Repeat, exactly and in full, the lines of the listing below, but without any pictures.

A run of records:
········

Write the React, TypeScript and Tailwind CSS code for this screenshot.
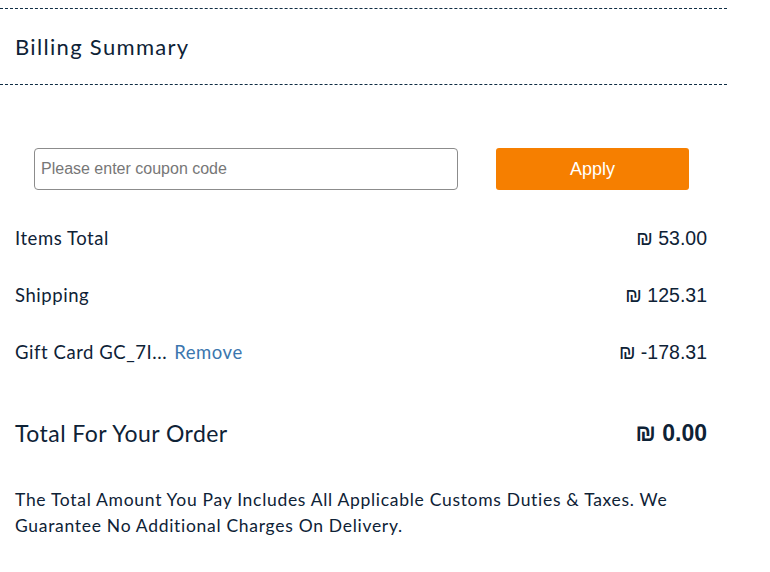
import { useState } from "react";

const rows = [
  { label: "Items Total", amount: "53.00" },
  { label: "Shipping", amount: "125.31" },
  { label: "Gift Card GC_7I...", amount: "-178.31", removable: true },
];

const Amount = ({ value, bold }: { value: string; bold?: boolean }) => (
  <span
    className={
      "font-['Liberation_Sans',Arial,sans-serif] text-[#0e2236] " +
      (bold ? "text-[23px] font-bold" : "text-[19.5px]")
    }
  >
    ₪ {value}
  </span>
);

export default function App() {
  const [code, setCode] = useState("");

  return (
    <div className="w-[727px] bg-white font-['Lato',sans-serif] text-[#0e2236]">
      <div className="mt-[8px] flex h-[77px] items-center border-y border-dashed border-[#0f2d44] px-[15px]">
        <h2 className="text-[22px] tracking-[0.06em]">Billing Summary</h2>
      </div>

      <div className="mt-[63px] flex gap-[38px] pl-[34px]">
        <input
          type="text"
          value={code}
          onChange={(e) => setCode(e.target.value)}
          placeholder="Please enter coupon code"
          className="h-[42px] w-[424px] rounded-[4px] border border-[#8c8c8c] px-[6px] font-['Liberation_Sans',Arial,sans-serif] text-[16px] text-[#333] placeholder:text-[#777] focus:outline-none"
        />
        <button
          type="button"
          className="h-[42px] w-[193px] rounded-[3px] bg-[#f67f00] font-['Liberation_Sans',Arial,sans-serif] text-[18px] text-white"
        >
          Apply
        </button>
      </div>

      <ul className="mt-[20px]">
        {rows.map((row) => (
          <li
            key={row.label}
            className="flex h-[57px] items-center justify-between pl-[15px] pr-[20px]"
          >
            <span className="text-[18.5px] tracking-[0.03em]">
              {row.label}
              {row.removable && (
                <button type="button" className="ml-[7px] tracking-[0.03em] text-[#3b76ae]">
                  Remove
                </button>
              )}
            </span>
            <Amount value={row.amount} />
          </li>
        ))}
      </ul>

      <div className="mt-[24px] flex h-[57px] items-center justify-between pl-[15px] pr-[20px]">
        <span className="text-[23px] tracking-[0.02em]">Total For Your Order</span>
        <Amount value="0.00" bold />
      </div>

      <p className="mt-[25px] w-[700px] px-[15px] text-[17.5px] leading-[26px] tracking-[0.04em]">
        The Total Amount You Pay Includes All Applicable Customs Duties &amp; Taxes. We
        Guarantee No Additional Charges On Delivery.
      </p>
    </div>
  );
}
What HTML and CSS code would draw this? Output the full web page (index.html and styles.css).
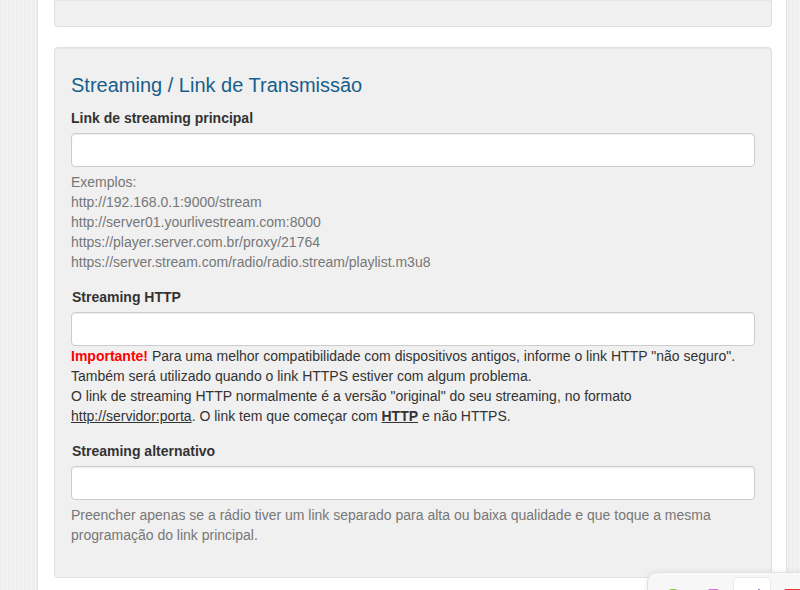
FILE: index.html
```html
<!DOCTYPE html>
<html lang="pt-BR">
<head>
<meta charset="utf-8">
<title>Streaming / Link de Transmissão</title>
<link rel="stylesheet" href="styles.css">
</head>
<body>
<div class="page">
  <main class="content">
    <section class="well well-top"></section>

    <section class="well">
      <h3 class="well-title">Streaming / Link de Transmissão</h3>

      <div class="form-group">
        <label class="field-label" for="stream-main">Link de streaming principal</label>
        <input class="field" type="text" id="stream-main">
        <p class="help-block">
          Exemplos:<br>
          http://192.168.0.1:9000/stream<br>
          http://server01.yourlivestream.com:8000<br>
          https://player.server.com.br/proxy/21764<br>
          https://server.stream.com/radio/radio.stream/playlist.m3u8
        </p>
      </div>

      <div class="form-group">
        <label class="field-label indent" for="stream-http">Streaming HTTP</label>
        <input class="field" type="text" id="stream-http">
        <p class="note">
          <strong class="warn">Importante!</strong> Para uma melhor compatibilidade com dispositivos antigos, informe o link HTTP "não seguro".<br>
          Também será utilizado quando o link HTTPS estiver com algum problema.<br>
          O link de streaming HTTP normalmente é a versão "original" do seu streaming, no formato<br>
          <u>http://servidor:porta</u>. O link tem que começar com <u><strong>HTTP</strong></u> e não HTTPS.
        </p>
      </div>

      <div class="form-group last">
        <label class="field-label indent" for="stream-alt">Streaming alternativo</label>
        <input class="field" type="text" id="stream-alt">
        <p class="help-block">
          Preencher apenas se a rádio tiver um link separado para alta ou baixa qualidade e que toque a mesma programação do link principal.
        </p>
      </div>
    </section>
  </main>
</div>

<!-- floating quick-access dock, bottom right -->
<div class="dock">
  <span class="dock-icon green"></span>
  <span class="dock-icon magenta"></span>
  <span class="dock-tab"><span class="dock-icon purple"></span></span>
  <span class="dock-icon red"></span>
</div>
</body>
</html>
```
FILE: styles.css
```css
html, body {
  margin: 0;
  height: 100%;
}

body {
  font-family: "Liberation Sans", Arial, sans-serif;
  font-size: 14px;
  line-height: 20px;
  color: #333;
  overflow: hidden;
  background: repeating-linear-gradient(90deg, #eeeeee 0 2px, #f2f2f2 2px 4px);
}

.page {
  height: 100%;
  padding-left: 37px;
  padding-right: 13px;
}

.content {
  height: 100%;
  background: #fff;
  border-left: 1px solid #e2e2e2;
  border-right: 1px solid #e2e2e2;
  padding: 0 14px 0 16px;
}

.well {
  background: #f0f0f0;
  border: 1px solid #e0e0e0;
  border-radius: 4px;
  box-shadow: inset 0 1px 1px rgba(0, 0, 0, .05);
  padding: 26px 16px 17px;
}

.well-top {
  height: 26px;
  padding: 0;
  border-top: 0;
  border-radius: 0 0 4px 4px;
  margin-bottom: 20px;
}

.well-title {
  margin: 0 0 12px;
  font-size: 20px;
  line-height: 22px;
  font-weight: normal;
  color: #175f8c;
}

.form-group {
  margin-bottom: 15px;
}

.field-label {
  display: block;
  font-weight: bold;
  margin-bottom: 5px;
}

.field-label.indent {
  padding-left: 1px;
}

.field {
  display: block;
  box-sizing: border-box;
  width: 100%;
  height: 34px;
  margin: 0;
  padding: 6px 12px;
  background: #fff;
  border: 1px solid #ccc;
  border-radius: 4px;
  box-shadow: inset 0 1px 1px rgba(0, 0, 0, .075);
  font: inherit;
}

.help-block {
  margin: 5px 0 10px;
  color: #777;
}

.note {
  margin: 0;
}

.warn {
  color: #f00;
}

.dock {
  position: fixed;
  left: 647px;
  top: 572px;
  width: 200px;
  height: 60px;
  box-sizing: border-box;
  background: #f7f7f7;
  border: 1px solid #e2e2e2;
  border-radius: 10px;
  box-shadow: 0 0 6px rgba(0, 0, 0, .08);
  display: flex;
  align-items: flex-start;
}

.dock-icon {
  display: block;
  width: 8px;
  height: 12px;
  border-radius: 2px;
  margin-top: 16px;
}

.dock-icon.green   { background: #8bc34a; margin-left: 21px; }
.dock-icon.magenta { background: #d86be0; width: 11px; margin-left: 31px; }
.dock-icon.purple  { background: #7a5fc0; width: 2px; margin: 11px 0 0 24px; }
.dock-icon.red     { background: #e53935; width: 18px; margin-left: 13px; }

.dock-tab {
  display: block;
  width: 38px;
  height: 40px;
  margin: 4px 0 0 14px;
  background: #fff;
  border: 1px solid #ececec;
  border-radius: 5px;
  box-sizing: border-box;
}
```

········

Solution to the exercise -
Write the React, TypeScript and Tailwind CSS code for this screenshot.
import { useState } from "react";

const rows = [
  { label: "Items Total", amount: "53.00" },
  { label: "Shipping", amount: "125.31" },
  { label: "Gift Card GC_7I...", amount: "-178.31", removable: true },
];

const Amount = ({ value, bold }: { value: string; bold?: boolean }) => (
  <span
    className={
      "font-['Liberation_Sans',Arial,sans-serif] text-[#0e2236] " +
      (bold ? "text-[23px] font-bold" : "text-[19.5px]")
    }
  >
    ₪ {value}
  </span>
);

export default function App() {
  const [code, setCode] = useState("");

  return (
    <div className="w-[727px] bg-white font-['Lato',sans-serif] text-[#0e2236]">
      <div className="mt-[8px] flex h-[77px] items-center border-y border-dashed border-[#0f2d44] px-[15px]">
        <h2 className="text-[22px] tracking-[0.06em]">Billing Summary</h2>
      </div>

      <div className="mt-[63px] flex gap-[38px] pl-[34px]">
        <input
          type="text"
          value={code}
          onChange={(e) => setCode(e.target.value)}
          placeholder="Please enter coupon code"
          className="h-[42px] w-[424px] rounded-[4px] border border-[#8c8c8c] px-[6px] font-['Liberation_Sans',Arial,sans-serif] text-[16px] text-[#333] placeholder:text-[#777] focus:outline-none"
        />
        <button
          type="button"
          className="h-[42px] w-[193px] rounded-[3px] bg-[#f67f00] font-['Liberation_Sans',Arial,sans-serif] text-[18px] text-white"
        >
          Apply
        </button>
      </div>

      <ul className="mt-[20px]">
        {rows.map((row) => (
          <li
            key={row.label}
            className="flex h-[57px] items-center justify-between pl-[15px] pr-[20px]"
          >
            <span className="text-[18.5px] tracking-[0.03em]">
              {row.label}
              {row.removable && (
                <button type="button" className="ml-[7px] tracking-[0.03em] text-[#3b76ae]">
                  Remove
                </button>
              )}
            </span>
            <Amount value={row.amount} />
          </li>
        ))}
      </ul>

      <div className="mt-[24px] flex h-[57px] items-center justify-between pl-[15px] pr-[20px]">
        <span className="text-[23px] tracking-[0.02em]">Total For Your Order</span>
        <Amount value="0.00" bold />
      </div>

      <p className="mt-[25px] w-[700px] px-[15px] text-[17.5px] leading-[26px] tracking-[0.04em]">
        The Total Amount You Pay Includes All Applicable Customs Duties &amp; Taxes. We
        Guarantee No Additional Charges On Delivery.
      </p>
    </div>
  );
}
What HTML and CSS code would draw this? Output the full web page (index.html and styles.css).
FILE: index.html
```html
<!DOCTYPE html>
<html lang="pt-BR">
<head>
<meta charset="utf-8">
<title>Streaming / Link de Transmissão</title>
<link rel="stylesheet" href="styles.css">
</head>
<body>
<div class="page">
  <main class="content">
    <section class="well well-top"></section>

    <section class="well">
      <h3 class="well-title">Streaming / Link de Transmissão</h3>

      <div class="form-group">
        <label class="field-label" for="stream-main">Link de streaming principal</label>
        <input class="field" type="text" id="stream-main">
        <p class="help-block">
          Exemplos:<br>
          http://192.168.0.1:9000/stream<br>
          http://server01.yourlivestream.com:8000<br>
          https://player.server.com.br/proxy/21764<br>
          https://server.stream.com/radio/radio.stream/playlist.m3u8
        </p>
      </div>

      <div class="form-group">
        <label class="field-label indent" for="stream-http">Streaming HTTP</label>
        <input class="field" type="text" id="stream-http">
        <p class="note">
          <strong class="warn">Importante!</strong> Para uma melhor compatibilidade com dispositivos antigos, informe o link HTTP "não seguro".<br>
          Também será utilizado quando o link HTTPS estiver com algum problema.<br>
          O link de streaming HTTP normalmente é a versão "original" do seu streaming, no formato<br>
          <u>http://servidor:porta</u>. O link tem que começar com <u><strong>HTTP</strong></u> e não HTTPS.
        </p>
      </div>

      <div class="form-group last">
        <label class="field-label indent" for="stream-alt">Streaming alternativo</label>
        <input class="field" type="text" id="stream-alt">
        <p class="help-block">
          Preencher apenas se a rádio tiver um link separado para alta ou baixa qualidade e que toque a mesma programação do link principal.
        </p>
      </div>
    </section>
  </main>
</div>

<!-- floating quick-access dock, bottom right -->
<div class="dock">
  <span class="dock-icon green"></span>
  <span class="dock-icon magenta"></span>
  <span class="dock-tab"><span class="dock-icon purple"></span></span>
  <span class="dock-icon red"></span>
</div>
</body>
</html>
```
FILE: styles.css
```css
html, body {
  margin: 0;
  height: 100%;
}

body {
  font-family: "Liberation Sans", Arial, sans-serif;
  font-size: 14px;
  line-height: 20px;
  color: #333;
  overflow: hidden;
  background: repeating-linear-gradient(90deg, #eeeeee 0 2px, #f2f2f2 2px 4px);
}

.page {
  height: 100%;
  padding-left: 37px;
  padding-right: 13px;
}

.content {
  height: 100%;
  background: #fff;
  border-left: 1px solid #e2e2e2;
  border-right: 1px solid #e2e2e2;
  padding: 0 14px 0 16px;
}

.well {
  background: #f0f0f0;
  border: 1px solid #e0e0e0;
  border-radius: 4px;
  box-shadow: inset 0 1px 1px rgba(0, 0, 0, .05);
  padding: 26px 16px 17px;
}

.well-top {
  height: 26px;
  padding: 0;
  border-top: 0;
  border-radius: 0 0 4px 4px;
  margin-bottom: 20px;
}

.well-title {
  margin: 0 0 12px;
  font-size: 20px;
  line-height: 22px;
  font-weight: normal;
  color: #175f8c;
}

.form-group {
  margin-bottom: 15px;
}

.field-label {
  display: block;
  font-weight: bold;
  margin-bottom: 5px;
}

.field-label.indent {
  padding-left: 1px;
}

.field {
  display: block;
  box-sizing: border-box;
  width: 100%;
  height: 34px;
  margin: 0;
  padding: 6px 12px;
  background: #fff;
  border: 1px solid #ccc;
  border-radius: 4px;
  box-shadow: inset 0 1px 1px rgba(0, 0, 0, .075);
  font: inherit;
}

.help-block {
  margin: 5px 0 10px;
  color: #777;
}

.note {
  margin: 0;
}

.warn {
  color: #f00;
}

.dock {
  position: fixed;
  left: 647px;
  top: 572px;
  width: 200px;
  height: 60px;
  box-sizing: border-box;
  background: #f7f7f7;
  border: 1px solid #e2e2e2;
  border-radius: 10px;
  box-shadow: 0 0 6px rgba(0, 0, 0, .08);
  display: flex;
  align-items: flex-start;
}

.dock-icon {
  display: block;
  width: 8px;
  height: 12px;
  border-radius: 2px;
  margin-top: 16px;
}

.dock-icon.green   { background: #8bc34a; margin-left: 21px; }
.dock-icon.magenta { background: #d86be0; width: 11px; margin-left: 31px; }
.dock-icon.purple  { background: #7a5fc0; width: 2px; margin: 11px 0 0 24px; }
.dock-icon.red     { background: #e53935; width: 18px; margin-left: 13px; }

.dock-tab {
  display: block;
  width: 38px;
  height: 40px;
  margin: 4px 0 0 14px;
  background: #fff;
  border: 1px solid #ececec;
  border-radius: 5px;
  box-sizing: border-box;
}
```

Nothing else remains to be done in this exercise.